Still, some activities are plainly a health hazard, experts say. The old adage, "That which does not kill me makes me stronger" only works up to a point.
"Often you wouldn't advise people to do these things, because it is a risk to their health," says Professor Mike Gleeson, an expert in endurance exercise physiology at England's Loughborough University.
"You can overdo it," he warns.
Those joining what might be dubbed the 2003 Endurance Hall of Fame, already include France's Maud Fontenoy, the first woman to row the Atlantic from west to east, Briton Andrew Cooney, the youngest person to trek to the South Pole; and Tanya Streeter from the US, who claimed a free-diving record by plunging deeper on a single breath than any rival .
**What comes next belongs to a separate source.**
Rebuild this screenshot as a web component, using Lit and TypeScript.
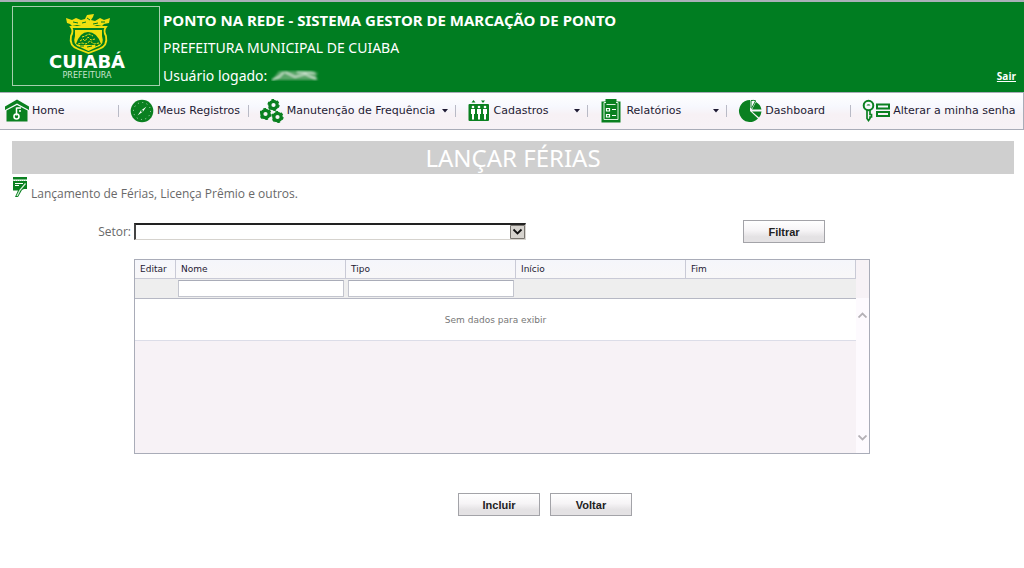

For Simon Chalk, crossing the Indian Ocean was formidable. Every day for 109 days, he rowed his small boat for 10 hours at a time, a small dot in a vast ocean expanse with just the flying fish, the sunsets and the storms for company.
Battling sleep deprivation and fierce heat, mountainous seas and utter isolation, he powered on, the sun burning his back through his top, his cabin filling with water as the Indian Ocean's violent swell took its toll.
But he says the physical challenge of spending more than three months in the 20-foot rowboat was compensated by the unique chance to clear his head of the clutter and babble of modern life.
"You have a chance to put everything in order," he says. "Not only your own decisions but everything around you. There were incredible highs and incredible lows, but the most testing thing after that much time alone was coming home."